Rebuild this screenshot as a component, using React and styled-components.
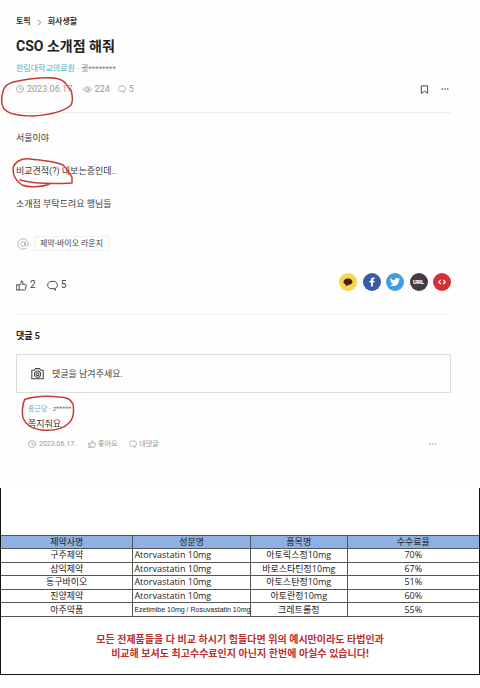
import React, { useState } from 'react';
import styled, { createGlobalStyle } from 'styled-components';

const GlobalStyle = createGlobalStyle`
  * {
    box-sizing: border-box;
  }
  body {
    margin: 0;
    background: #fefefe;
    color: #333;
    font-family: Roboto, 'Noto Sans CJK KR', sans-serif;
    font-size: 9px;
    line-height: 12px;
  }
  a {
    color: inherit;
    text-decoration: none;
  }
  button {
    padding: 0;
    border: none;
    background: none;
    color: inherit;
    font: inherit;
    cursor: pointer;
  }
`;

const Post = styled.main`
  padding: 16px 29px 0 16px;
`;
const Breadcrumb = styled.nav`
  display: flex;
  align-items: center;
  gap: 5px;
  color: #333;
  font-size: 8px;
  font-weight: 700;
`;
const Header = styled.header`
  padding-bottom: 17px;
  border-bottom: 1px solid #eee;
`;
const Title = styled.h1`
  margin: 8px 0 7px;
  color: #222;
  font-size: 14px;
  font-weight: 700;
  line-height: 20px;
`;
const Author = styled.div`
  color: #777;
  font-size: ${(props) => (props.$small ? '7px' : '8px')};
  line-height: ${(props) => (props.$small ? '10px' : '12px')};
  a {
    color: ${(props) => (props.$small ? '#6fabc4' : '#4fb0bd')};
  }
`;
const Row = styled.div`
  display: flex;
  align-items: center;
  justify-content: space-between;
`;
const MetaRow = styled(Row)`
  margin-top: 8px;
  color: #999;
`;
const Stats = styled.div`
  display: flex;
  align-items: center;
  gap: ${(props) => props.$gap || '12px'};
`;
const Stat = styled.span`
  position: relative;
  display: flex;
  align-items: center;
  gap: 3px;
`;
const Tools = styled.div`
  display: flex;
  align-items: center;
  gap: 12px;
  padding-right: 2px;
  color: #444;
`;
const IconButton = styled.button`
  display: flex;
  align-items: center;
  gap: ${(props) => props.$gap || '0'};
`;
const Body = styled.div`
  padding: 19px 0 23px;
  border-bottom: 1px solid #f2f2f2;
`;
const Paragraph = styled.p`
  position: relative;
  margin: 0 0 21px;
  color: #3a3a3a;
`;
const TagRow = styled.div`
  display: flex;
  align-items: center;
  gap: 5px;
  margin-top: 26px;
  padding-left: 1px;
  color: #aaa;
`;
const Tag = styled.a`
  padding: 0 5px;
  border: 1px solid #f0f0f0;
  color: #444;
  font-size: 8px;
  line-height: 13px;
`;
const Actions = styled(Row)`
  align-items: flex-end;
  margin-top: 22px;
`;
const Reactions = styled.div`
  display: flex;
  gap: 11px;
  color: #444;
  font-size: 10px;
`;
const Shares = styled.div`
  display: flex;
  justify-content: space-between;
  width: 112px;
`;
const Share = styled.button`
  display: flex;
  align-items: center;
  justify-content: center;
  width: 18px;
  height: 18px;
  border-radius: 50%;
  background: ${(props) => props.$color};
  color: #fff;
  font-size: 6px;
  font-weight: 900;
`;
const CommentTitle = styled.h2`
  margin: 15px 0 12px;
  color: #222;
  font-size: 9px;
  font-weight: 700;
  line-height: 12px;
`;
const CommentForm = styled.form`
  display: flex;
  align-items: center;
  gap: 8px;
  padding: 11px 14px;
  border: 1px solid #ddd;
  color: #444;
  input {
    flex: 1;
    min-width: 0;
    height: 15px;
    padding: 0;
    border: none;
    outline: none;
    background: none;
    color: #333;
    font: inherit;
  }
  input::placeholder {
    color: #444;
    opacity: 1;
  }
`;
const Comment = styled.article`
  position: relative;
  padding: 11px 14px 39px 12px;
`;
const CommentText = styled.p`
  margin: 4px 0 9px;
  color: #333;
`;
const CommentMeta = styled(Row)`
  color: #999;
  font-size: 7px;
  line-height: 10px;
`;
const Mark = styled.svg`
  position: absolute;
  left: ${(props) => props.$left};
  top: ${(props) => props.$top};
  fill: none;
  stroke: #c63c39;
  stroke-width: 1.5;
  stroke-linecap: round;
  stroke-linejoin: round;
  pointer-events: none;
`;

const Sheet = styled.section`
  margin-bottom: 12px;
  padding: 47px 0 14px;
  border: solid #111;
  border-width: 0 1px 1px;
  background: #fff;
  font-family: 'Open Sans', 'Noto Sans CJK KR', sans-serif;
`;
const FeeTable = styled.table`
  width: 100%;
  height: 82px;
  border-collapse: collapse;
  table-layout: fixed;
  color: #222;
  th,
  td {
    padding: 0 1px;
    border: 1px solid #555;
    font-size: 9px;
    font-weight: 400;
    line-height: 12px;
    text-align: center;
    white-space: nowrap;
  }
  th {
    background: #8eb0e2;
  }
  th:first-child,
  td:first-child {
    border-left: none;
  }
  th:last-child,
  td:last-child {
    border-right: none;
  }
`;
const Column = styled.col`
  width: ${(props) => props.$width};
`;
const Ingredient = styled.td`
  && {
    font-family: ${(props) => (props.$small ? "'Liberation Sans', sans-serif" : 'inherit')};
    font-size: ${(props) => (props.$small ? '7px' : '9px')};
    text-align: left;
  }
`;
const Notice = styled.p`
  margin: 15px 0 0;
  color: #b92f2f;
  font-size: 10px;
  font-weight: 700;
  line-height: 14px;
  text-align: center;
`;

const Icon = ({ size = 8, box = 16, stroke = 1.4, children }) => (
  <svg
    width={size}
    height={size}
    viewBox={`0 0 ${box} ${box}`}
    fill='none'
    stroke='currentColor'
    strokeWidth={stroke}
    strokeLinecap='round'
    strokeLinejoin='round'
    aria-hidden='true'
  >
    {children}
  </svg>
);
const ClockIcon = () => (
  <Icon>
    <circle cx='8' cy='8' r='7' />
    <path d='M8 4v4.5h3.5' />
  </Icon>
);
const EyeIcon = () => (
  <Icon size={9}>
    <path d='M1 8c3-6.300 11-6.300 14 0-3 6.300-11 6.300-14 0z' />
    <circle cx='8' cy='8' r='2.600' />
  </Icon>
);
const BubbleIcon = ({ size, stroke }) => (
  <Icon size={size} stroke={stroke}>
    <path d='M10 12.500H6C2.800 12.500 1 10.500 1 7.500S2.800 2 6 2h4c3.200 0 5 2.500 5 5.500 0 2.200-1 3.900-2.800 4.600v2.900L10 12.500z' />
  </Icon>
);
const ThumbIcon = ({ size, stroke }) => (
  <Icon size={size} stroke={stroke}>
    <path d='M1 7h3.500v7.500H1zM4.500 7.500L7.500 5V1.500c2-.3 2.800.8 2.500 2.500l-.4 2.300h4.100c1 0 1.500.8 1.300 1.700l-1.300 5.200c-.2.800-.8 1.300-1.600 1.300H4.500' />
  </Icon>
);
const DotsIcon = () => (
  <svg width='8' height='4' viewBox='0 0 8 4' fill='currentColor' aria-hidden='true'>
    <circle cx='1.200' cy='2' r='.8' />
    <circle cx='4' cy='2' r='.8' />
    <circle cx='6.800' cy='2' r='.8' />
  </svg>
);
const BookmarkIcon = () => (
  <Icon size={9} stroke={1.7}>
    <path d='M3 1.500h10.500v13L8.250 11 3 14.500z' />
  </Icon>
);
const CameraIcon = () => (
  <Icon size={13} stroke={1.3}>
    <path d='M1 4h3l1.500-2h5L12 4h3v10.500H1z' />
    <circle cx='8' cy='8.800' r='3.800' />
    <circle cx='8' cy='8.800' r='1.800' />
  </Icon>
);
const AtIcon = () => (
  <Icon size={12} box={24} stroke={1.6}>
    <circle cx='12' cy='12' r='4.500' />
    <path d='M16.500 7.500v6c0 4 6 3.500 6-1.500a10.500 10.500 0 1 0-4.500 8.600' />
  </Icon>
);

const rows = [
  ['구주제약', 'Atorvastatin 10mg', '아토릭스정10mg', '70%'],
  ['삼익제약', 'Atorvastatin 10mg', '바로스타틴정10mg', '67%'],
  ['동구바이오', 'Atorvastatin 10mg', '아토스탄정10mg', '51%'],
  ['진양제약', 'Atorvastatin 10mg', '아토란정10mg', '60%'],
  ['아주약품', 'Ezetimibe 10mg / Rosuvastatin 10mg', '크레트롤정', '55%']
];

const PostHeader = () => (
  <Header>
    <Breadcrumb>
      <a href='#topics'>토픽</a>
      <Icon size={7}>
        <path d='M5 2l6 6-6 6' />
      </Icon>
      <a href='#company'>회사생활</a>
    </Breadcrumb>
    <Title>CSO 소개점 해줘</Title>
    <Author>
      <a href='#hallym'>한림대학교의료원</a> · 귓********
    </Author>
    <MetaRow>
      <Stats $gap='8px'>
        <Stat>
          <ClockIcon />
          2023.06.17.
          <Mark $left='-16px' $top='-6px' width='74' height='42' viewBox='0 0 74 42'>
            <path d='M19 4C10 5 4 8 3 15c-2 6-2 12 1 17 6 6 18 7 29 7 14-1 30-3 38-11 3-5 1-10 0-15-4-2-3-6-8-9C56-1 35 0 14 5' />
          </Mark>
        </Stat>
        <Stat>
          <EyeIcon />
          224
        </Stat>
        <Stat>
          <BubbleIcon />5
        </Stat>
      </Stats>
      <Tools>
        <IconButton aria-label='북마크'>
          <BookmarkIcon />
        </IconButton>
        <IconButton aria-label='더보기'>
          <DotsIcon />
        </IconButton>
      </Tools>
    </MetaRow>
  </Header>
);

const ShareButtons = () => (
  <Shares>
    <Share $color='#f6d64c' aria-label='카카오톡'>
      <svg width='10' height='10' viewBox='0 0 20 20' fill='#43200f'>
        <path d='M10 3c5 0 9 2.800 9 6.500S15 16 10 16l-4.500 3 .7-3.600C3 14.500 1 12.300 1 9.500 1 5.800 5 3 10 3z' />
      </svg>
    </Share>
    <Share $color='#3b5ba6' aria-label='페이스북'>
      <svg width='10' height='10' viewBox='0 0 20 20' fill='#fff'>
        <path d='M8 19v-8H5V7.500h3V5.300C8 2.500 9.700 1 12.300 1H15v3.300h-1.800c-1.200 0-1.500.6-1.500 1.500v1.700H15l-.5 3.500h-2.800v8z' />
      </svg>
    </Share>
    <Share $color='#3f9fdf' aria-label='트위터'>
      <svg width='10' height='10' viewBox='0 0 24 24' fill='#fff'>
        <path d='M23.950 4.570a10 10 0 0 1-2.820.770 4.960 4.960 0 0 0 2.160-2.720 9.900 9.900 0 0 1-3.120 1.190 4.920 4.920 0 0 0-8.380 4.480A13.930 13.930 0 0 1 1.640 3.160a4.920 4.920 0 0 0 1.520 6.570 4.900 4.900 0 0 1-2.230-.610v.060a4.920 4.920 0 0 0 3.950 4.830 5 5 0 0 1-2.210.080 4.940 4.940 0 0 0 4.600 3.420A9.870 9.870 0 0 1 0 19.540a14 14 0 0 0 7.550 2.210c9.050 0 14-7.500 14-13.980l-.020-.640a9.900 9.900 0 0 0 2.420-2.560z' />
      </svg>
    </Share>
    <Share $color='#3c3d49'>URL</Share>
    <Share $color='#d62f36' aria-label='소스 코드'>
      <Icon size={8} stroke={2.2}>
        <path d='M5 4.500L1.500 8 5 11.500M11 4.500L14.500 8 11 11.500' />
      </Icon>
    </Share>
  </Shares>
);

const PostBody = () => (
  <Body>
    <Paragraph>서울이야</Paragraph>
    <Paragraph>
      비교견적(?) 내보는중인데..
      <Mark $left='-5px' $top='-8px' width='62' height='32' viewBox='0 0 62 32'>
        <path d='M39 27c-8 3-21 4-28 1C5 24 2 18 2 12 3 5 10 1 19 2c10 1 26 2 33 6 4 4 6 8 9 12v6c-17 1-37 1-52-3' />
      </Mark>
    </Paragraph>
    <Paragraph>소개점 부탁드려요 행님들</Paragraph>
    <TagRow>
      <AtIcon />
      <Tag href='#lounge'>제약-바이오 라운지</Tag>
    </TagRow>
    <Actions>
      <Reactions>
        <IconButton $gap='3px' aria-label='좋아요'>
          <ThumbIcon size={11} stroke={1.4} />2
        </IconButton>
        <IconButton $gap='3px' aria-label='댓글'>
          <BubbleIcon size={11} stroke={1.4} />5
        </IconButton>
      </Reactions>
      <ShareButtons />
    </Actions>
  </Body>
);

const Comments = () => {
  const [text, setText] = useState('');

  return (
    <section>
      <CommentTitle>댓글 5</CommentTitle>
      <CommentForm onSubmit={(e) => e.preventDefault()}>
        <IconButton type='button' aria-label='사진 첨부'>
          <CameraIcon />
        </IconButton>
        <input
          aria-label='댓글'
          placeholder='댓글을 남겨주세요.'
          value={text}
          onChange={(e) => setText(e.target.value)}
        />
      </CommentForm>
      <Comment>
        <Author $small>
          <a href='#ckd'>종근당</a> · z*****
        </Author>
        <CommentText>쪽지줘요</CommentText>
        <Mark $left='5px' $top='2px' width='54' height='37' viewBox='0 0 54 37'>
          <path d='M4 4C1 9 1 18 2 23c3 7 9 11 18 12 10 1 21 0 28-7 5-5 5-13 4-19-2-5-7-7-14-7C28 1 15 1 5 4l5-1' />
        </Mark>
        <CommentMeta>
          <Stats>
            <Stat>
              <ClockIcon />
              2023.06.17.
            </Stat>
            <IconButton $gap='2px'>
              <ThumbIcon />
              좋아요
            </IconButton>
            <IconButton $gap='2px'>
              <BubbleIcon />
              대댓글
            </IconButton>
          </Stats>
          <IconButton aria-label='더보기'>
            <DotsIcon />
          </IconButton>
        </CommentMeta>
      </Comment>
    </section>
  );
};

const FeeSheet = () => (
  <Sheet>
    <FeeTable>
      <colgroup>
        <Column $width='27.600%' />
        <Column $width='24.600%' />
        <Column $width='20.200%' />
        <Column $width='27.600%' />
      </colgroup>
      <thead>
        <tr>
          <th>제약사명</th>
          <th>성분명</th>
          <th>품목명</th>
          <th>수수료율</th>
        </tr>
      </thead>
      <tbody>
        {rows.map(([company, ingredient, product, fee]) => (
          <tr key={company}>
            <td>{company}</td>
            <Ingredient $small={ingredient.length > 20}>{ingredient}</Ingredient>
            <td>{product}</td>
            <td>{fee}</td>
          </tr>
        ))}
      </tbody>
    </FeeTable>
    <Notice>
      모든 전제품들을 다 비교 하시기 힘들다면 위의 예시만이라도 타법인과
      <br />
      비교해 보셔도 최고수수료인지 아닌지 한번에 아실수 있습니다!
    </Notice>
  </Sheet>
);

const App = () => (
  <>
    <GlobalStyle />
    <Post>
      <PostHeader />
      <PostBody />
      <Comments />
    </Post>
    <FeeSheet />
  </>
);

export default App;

- WRITTEN INSTRUCTION -
Scan the listing above. Collect all lines with the word "components".

- SOLUTION BELOW -
Rebuild this screenshot as a component, using React and styled-components.
import styled, { createGlobalStyle } from 'styled-components';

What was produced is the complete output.